Niat Romela jadi aparatur sipil negara (ASN) cukup tinggi. Sama seperti kebanyakan guru honorer yang lain. Dia juga ingin merasakan menjadi guru di kawasan perbatasan dengan jaminan kesejahteraan yang layak. Ikhtiarnya lolos seleksi PPPK sudah dilakukan. Berbagai macam tryout juga ia ikuti. Bahkan tak terhitung jumlahnya.
“Saya sampai ikut tryout berkali-kali. Pinjam-pinjam soal. Sampai nge–print soal sendiri. Ternyata setelah saya pelajari tidak ada satu pun yang keluar. Soalnya melenceng jauh,” kata guru honorer non-K2 itu.
Beragam soal itu ia pelajari di waktu senggang. Hingga kini, kumpulan soal itu masih terserak di setiap sudut rumahnya. Namun, semua upayanya itu sia-sia. Pada seleksi teknis, nyaris tak ada satu pun soal yang mirip dengan materi tryout. Sebanyak 100 soal dalam seleksi itu dinilai tidak relevan. Pertanyaannya aneh-aneh. Bahkan ada pertanyaan tentang urutan memasak nasi.
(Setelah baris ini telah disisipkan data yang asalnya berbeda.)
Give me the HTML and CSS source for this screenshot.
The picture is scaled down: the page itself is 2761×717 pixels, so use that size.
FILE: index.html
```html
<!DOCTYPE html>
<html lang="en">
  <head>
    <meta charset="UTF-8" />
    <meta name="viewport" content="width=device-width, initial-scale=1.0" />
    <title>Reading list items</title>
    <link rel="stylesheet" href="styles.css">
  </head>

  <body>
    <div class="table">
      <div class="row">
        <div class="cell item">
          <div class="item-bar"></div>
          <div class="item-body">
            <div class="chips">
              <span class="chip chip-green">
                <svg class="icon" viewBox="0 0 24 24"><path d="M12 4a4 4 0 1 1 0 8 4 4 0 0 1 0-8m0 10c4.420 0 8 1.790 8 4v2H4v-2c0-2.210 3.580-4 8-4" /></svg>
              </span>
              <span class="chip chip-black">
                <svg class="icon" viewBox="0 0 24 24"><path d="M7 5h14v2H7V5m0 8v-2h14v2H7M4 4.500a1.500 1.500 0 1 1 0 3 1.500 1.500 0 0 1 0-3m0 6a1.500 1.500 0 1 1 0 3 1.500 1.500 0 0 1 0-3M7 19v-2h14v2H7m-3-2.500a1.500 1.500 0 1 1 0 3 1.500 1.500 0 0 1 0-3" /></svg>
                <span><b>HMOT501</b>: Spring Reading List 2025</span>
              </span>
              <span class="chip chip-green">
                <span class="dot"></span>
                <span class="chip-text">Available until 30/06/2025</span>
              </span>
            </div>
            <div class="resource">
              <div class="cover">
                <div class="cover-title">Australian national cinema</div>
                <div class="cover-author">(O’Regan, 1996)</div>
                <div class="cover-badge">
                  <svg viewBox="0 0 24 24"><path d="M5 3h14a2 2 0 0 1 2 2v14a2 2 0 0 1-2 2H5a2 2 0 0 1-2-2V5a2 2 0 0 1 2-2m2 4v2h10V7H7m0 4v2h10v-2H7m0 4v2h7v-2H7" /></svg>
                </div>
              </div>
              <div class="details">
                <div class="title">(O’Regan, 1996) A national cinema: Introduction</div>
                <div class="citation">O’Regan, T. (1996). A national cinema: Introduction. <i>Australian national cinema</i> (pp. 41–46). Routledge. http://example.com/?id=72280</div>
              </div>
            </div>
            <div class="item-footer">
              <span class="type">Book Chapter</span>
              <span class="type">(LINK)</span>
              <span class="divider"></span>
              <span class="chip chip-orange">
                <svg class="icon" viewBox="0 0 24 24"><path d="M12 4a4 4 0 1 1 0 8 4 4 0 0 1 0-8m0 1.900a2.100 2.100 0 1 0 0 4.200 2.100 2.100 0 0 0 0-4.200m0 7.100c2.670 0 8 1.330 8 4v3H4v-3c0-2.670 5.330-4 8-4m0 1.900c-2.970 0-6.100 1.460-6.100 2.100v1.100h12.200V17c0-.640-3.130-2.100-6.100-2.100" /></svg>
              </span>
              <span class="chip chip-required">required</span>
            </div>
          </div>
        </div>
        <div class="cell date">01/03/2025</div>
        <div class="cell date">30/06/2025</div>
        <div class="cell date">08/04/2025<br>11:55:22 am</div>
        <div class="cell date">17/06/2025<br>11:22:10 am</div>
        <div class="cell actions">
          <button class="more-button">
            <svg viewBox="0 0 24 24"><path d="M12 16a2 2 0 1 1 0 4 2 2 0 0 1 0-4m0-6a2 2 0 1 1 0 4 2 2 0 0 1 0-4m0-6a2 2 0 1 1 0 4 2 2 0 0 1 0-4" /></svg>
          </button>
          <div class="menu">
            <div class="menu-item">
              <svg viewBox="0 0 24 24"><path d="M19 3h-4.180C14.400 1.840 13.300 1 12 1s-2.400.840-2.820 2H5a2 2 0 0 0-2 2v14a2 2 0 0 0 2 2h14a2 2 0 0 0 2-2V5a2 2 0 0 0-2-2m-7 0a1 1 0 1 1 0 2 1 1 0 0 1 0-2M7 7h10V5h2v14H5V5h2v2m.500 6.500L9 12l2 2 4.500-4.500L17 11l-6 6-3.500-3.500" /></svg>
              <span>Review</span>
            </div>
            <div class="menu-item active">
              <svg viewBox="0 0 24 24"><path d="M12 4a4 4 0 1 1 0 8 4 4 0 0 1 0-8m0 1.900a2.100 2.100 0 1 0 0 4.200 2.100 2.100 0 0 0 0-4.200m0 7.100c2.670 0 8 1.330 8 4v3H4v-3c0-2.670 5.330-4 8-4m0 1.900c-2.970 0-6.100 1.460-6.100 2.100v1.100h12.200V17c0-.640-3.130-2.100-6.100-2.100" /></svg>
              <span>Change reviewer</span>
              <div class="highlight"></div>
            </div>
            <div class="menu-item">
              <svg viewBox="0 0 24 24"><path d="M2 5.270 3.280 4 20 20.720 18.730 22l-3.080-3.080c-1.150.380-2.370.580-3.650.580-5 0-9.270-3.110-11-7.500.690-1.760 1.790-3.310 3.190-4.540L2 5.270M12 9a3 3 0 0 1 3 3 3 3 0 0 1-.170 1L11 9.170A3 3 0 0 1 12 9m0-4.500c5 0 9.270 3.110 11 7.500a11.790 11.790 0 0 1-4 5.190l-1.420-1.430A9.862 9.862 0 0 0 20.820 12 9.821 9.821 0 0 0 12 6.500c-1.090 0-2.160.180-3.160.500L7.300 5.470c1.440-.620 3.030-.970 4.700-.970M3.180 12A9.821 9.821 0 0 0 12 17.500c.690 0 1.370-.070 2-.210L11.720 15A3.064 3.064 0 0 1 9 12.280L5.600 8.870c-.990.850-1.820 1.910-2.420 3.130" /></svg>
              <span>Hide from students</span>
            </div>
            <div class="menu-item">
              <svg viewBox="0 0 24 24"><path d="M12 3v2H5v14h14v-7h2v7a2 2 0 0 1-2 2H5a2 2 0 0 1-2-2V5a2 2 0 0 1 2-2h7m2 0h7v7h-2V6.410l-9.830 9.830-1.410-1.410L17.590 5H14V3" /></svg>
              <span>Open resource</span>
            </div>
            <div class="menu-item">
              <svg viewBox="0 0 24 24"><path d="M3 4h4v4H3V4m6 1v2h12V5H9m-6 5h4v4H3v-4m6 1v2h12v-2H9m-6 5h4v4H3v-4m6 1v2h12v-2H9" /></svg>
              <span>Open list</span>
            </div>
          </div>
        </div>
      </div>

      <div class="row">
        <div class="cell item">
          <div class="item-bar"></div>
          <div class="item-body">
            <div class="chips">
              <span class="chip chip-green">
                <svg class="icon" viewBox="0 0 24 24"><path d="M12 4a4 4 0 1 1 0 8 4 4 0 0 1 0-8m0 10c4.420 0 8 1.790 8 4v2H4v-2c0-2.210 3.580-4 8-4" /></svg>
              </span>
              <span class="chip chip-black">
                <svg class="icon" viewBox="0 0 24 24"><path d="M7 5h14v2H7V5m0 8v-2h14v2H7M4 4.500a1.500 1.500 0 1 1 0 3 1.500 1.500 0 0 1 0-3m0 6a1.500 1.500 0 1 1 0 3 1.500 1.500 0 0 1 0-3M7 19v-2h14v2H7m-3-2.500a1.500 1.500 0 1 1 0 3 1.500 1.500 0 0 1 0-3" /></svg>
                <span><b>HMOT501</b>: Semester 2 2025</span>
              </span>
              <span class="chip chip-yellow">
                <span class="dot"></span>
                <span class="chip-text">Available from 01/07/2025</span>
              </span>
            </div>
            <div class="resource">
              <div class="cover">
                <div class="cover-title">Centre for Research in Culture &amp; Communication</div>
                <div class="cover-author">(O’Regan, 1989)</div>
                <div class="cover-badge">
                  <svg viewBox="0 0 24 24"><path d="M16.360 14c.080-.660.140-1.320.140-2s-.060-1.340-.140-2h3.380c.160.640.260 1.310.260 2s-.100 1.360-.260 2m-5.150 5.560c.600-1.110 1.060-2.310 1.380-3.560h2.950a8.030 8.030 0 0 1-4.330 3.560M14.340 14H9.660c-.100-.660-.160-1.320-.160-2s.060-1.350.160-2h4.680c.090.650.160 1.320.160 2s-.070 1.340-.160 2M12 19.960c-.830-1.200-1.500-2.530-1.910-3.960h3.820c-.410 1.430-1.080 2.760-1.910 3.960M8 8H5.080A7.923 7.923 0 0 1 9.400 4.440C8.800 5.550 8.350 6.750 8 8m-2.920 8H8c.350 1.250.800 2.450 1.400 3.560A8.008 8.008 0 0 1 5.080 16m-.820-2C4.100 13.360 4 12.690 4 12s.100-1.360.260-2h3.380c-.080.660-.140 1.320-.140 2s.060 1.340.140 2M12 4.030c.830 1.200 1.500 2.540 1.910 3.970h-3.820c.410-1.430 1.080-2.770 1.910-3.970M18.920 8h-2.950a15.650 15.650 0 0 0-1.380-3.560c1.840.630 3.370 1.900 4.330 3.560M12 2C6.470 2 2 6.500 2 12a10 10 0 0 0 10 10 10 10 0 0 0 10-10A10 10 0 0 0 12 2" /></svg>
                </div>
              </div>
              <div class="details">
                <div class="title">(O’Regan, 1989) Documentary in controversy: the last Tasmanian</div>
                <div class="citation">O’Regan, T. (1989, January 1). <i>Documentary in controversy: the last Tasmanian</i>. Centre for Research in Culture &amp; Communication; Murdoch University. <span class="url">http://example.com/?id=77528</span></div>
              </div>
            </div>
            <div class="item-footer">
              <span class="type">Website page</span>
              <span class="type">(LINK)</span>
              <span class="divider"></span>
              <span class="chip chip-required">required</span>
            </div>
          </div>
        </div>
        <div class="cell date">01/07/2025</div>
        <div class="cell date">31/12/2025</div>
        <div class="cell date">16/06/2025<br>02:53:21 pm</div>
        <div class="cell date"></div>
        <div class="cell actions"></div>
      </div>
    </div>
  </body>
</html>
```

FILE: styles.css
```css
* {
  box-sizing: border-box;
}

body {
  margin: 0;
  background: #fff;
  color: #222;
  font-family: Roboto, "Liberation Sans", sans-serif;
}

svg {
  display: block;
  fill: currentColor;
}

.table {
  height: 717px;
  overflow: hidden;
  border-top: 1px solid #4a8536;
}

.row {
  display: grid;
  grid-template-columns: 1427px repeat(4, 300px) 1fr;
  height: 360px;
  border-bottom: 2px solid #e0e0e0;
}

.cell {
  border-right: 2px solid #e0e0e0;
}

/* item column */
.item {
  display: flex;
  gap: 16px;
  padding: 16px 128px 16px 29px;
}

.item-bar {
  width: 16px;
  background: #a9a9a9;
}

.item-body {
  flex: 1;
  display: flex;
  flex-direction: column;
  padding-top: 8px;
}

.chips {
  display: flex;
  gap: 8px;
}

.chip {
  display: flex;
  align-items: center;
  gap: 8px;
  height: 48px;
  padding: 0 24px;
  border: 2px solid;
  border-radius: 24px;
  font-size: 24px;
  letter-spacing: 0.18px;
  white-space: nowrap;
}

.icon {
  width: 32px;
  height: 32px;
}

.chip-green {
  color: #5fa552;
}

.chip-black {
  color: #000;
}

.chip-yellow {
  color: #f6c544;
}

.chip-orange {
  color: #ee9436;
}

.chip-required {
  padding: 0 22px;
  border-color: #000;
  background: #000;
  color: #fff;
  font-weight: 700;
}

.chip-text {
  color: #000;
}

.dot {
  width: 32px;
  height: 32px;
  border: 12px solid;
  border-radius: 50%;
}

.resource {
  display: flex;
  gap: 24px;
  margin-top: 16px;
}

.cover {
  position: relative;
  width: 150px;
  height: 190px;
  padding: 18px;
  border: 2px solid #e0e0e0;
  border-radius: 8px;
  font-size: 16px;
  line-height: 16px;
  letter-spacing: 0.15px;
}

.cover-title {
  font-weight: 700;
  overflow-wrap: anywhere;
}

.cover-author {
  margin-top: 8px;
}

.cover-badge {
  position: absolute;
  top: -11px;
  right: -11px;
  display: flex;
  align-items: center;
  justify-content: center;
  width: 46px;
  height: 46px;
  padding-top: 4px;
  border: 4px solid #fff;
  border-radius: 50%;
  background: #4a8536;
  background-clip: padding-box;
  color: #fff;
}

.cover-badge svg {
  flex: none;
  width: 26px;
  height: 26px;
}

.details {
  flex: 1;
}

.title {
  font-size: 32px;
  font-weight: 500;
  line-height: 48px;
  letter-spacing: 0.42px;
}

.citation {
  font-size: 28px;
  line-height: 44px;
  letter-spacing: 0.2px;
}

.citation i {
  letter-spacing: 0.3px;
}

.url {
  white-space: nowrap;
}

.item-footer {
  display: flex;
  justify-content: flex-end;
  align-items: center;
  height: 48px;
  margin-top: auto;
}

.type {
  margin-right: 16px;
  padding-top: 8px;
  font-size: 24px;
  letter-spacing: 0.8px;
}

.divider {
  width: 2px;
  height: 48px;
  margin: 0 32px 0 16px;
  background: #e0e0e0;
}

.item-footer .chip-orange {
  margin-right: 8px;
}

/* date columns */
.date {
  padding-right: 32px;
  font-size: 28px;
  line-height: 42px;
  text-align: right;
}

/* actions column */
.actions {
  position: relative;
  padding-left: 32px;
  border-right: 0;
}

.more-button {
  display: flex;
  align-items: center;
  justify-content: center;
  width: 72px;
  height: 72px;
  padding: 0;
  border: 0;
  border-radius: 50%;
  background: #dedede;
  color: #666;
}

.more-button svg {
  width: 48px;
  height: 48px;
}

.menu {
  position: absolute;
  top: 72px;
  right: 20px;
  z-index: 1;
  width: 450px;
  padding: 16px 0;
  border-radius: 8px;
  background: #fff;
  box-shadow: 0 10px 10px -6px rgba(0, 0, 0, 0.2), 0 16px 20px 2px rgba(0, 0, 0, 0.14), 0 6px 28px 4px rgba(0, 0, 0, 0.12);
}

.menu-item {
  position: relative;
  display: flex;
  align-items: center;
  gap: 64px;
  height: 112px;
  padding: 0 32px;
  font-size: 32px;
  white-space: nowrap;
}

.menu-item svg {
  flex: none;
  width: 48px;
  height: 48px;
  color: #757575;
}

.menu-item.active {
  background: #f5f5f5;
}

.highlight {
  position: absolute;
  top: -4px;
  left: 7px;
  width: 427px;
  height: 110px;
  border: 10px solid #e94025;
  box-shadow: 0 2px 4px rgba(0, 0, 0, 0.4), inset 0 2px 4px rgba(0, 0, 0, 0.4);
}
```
“Banyak sekali yang tidak sesuai dengan cara kami mengajar anak. Itu cuma satu dua. Lainnya malah aneh-aneh. Apalagi usia saya sudah 45 tahun, mata saya lihat komputer itu sudah agak gimana,” ucap perempuan itu dengan suara bergetar menahan tangis. Belum lagi komputer yang sering ngadat membuat waktu mengerjakan soal terpotong. Romela menghadapi kendala ini. Ia sempat tergopoh-gopoh khawatir soal tidak rampung.
Hasilnya, Romela tak mampu melewati nilai ambang batas atau passing grade. Untuk formasi guru kelas, dia wajib mencapai passing grade minimal 320 poin. Sedangkan dari tiga ujian yang dia jalani, nilainya masih jauh dari ambang batas. Jika diurai, nilai ujian sosial-budaya 168, wawancara 31, dan ujian teknis 215. “Saya dapat nilai afirmasi hanya 75. Nilainya masih kurang,” ungkapnya terbata-bata.
Kini, Romela menggantungkan harapan bisa jadi abdi negara pada seleksi PPPK tahap dua. Meski demikian, ia pesimistis bakal lolos jika skemanya masih sama seperti ini. Honorer yang telah berpuluh-puluh tahun bakal minim peluang jika nilai afirmasi disamaratakan dengan honorer yang baru beberapa tahun saja mengajar.
Menurut dia, jika pemerintah ingin serius memberikan kesejahteraan pada pendidik, nilai afirmasi tidak disamaratakan. Masa mengabdi dan kepemilikan NUPTK wajib menjadi pertimbangan. “Untuk soalnya jangan nyeleneh-nyeleneh kayak kemarin. Untuk waktu, mbok ya ditambahi. Yang penting nilai afirmasi ditambah. Biar kami yang usia uzur ini bisa lolos,” pungkasnya.
Segendang sepenarian dengan Romela, Fitri, yang tak lain adalah honorer K2 di SDN Kalisat 02, Kecamatan Kalisat, juga mengungkapkan hal serupa. Menurut dia, soal-soal yang diujikan sudah tidak relevan dengan usia guru-guru honorer yang sudah tua. Fitri yang berumur 48 tahun itu telah mengabdi selama 19 tahun. “Apa yang saya pelajari tidak ada sama sekali. Misalnya, ada soal nomor satu ada tiga paragraf untuk dibaca dan harus memilih. Jadi, saya di teknis tidak mencapai nilai ambang batas,” ungkapnya.
Menurut dia, nilai afirmasi yang didapat guru honorer negeri tidak sebanding dengan masa kerjanya. Sementara, honorer swasta yang masa pengabdiannya beberapa tahun mendapat nilai afirmasi 100 persen. Artinya, tanpa mengerjakan soal pun, para honorer swasta bakal lolos. “Yang penting hadir,” imbuhnya.
Ia berharap, nantinya bakal ada pembenahan skema pelaksanaan yang lebih berpihak kepada honorer dengan masa pengabdian berpuluh-puluh tahun. Sehingga kesejahteraan guru pun dapat dirasakan secara merata.